TO DO:
Start at the line where "Generate a component" appears and end at the line where "const sections = ['Media" appears; repeat those lines exactly, both ends included, leaving pictures behind.

ITEMS:

* * * * * * *

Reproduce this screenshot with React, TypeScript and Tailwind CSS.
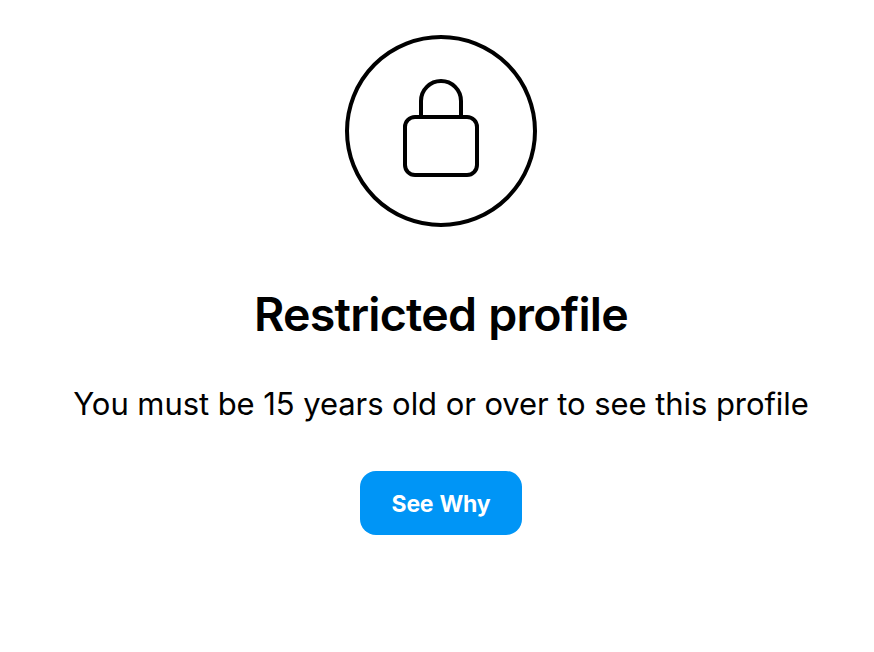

* * * * * * *

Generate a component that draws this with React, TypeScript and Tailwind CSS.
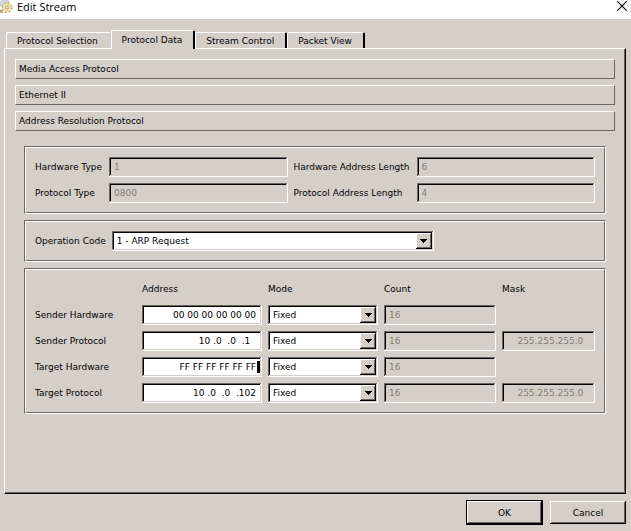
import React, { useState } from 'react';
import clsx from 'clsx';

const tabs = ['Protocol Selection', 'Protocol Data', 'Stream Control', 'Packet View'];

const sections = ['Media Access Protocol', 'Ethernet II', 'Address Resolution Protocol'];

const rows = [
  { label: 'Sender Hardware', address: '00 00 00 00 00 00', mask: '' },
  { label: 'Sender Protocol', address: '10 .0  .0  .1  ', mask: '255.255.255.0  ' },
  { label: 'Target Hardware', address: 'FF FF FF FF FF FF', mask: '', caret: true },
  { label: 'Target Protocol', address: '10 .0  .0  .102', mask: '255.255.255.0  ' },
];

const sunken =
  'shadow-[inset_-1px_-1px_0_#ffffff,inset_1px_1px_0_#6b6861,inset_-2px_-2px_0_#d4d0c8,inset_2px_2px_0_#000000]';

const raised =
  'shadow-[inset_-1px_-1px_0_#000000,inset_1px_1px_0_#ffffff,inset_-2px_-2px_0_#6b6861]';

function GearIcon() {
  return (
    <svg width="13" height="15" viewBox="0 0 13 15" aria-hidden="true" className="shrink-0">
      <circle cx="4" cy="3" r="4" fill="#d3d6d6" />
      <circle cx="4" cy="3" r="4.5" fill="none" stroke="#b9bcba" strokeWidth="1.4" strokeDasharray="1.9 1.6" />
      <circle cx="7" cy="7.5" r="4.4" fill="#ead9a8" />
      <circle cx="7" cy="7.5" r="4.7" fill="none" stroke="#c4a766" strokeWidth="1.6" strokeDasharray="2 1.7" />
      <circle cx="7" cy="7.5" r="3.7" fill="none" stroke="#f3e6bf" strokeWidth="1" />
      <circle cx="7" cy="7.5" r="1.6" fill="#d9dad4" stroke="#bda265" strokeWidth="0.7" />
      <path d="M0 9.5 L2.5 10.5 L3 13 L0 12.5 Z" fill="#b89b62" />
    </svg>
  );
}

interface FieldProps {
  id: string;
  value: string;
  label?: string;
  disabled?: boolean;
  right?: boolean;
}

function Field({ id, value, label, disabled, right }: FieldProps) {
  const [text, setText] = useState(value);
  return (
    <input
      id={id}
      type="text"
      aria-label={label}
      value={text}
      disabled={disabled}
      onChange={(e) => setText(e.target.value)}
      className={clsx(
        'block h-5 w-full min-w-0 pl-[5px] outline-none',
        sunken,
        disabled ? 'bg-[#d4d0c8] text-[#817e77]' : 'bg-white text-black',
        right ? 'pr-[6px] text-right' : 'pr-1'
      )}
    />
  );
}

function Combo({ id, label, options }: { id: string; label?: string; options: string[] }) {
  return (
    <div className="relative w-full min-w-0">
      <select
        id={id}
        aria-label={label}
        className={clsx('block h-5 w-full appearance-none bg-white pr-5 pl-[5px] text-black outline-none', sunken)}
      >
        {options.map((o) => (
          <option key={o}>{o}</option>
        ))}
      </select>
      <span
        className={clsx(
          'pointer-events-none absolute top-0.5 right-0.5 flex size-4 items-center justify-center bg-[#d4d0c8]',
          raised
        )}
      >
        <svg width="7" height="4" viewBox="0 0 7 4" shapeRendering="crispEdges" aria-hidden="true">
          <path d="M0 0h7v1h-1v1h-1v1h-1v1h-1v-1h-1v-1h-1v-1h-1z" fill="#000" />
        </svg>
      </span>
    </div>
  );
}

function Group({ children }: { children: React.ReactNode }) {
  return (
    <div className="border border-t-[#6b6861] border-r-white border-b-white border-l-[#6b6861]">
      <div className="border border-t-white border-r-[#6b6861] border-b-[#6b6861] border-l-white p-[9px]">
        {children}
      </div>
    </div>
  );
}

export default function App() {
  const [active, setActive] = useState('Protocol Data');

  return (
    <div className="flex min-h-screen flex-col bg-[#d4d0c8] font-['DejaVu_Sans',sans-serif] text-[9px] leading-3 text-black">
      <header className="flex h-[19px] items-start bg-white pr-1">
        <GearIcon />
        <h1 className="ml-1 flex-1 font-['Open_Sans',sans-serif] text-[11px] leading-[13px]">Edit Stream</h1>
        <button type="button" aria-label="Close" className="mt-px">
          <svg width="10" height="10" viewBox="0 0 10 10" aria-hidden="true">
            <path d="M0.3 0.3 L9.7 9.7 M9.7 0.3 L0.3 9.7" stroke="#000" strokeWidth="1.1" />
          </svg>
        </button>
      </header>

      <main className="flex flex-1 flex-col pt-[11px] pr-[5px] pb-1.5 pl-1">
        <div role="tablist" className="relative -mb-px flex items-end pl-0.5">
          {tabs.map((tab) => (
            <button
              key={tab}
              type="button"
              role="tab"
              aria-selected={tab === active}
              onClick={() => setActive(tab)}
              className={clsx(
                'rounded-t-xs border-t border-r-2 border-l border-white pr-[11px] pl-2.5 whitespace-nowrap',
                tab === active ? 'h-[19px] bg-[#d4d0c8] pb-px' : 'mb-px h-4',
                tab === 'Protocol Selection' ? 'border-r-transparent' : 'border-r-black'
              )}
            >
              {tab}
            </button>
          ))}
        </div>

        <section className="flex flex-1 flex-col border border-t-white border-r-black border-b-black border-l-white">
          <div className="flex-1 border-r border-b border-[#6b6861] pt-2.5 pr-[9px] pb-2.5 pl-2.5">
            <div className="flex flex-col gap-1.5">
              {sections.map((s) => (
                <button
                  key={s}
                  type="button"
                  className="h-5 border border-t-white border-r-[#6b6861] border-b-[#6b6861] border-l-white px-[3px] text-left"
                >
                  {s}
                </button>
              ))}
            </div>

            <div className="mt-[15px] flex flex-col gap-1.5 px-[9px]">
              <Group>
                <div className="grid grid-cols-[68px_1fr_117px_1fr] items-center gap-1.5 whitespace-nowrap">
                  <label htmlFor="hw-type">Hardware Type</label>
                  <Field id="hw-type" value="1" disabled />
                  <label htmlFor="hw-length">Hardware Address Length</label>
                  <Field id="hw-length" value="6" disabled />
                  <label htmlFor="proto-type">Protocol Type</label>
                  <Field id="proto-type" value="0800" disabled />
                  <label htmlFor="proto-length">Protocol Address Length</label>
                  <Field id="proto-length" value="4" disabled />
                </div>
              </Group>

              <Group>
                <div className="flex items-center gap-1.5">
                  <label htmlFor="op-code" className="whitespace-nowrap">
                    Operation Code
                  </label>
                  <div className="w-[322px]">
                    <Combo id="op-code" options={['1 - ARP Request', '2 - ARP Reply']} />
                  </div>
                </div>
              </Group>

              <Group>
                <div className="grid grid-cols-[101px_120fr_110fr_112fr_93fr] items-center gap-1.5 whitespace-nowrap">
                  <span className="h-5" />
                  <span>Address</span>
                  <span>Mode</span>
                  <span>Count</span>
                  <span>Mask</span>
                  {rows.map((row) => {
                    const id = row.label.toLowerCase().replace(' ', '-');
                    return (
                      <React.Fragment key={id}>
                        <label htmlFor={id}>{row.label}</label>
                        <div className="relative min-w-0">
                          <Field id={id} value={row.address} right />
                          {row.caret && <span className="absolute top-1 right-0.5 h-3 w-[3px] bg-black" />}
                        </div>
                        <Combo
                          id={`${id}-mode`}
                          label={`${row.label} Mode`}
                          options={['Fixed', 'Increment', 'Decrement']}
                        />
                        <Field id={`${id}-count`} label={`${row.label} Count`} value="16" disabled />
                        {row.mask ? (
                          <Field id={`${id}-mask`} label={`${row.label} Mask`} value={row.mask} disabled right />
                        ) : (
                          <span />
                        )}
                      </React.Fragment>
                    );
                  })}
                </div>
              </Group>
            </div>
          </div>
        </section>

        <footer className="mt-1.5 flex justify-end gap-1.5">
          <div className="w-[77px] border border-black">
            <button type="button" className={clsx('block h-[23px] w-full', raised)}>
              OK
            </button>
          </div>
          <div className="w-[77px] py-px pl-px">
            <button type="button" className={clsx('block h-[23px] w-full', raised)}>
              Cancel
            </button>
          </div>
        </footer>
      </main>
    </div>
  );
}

* * * * * * *

THE COMPLETED TASK:
Generate a component that draws this with React, TypeScript and Tailwind CSS.
import React, { useState } from 'react';
import clsx from 'clsx';

const tabs = ['Protocol Selection', 'Protocol Data', 'Stream Control', 'Packet View'];

const sections = ['Media Access Protocol', 'Ethernet II', 'Address Resolution Protocol'];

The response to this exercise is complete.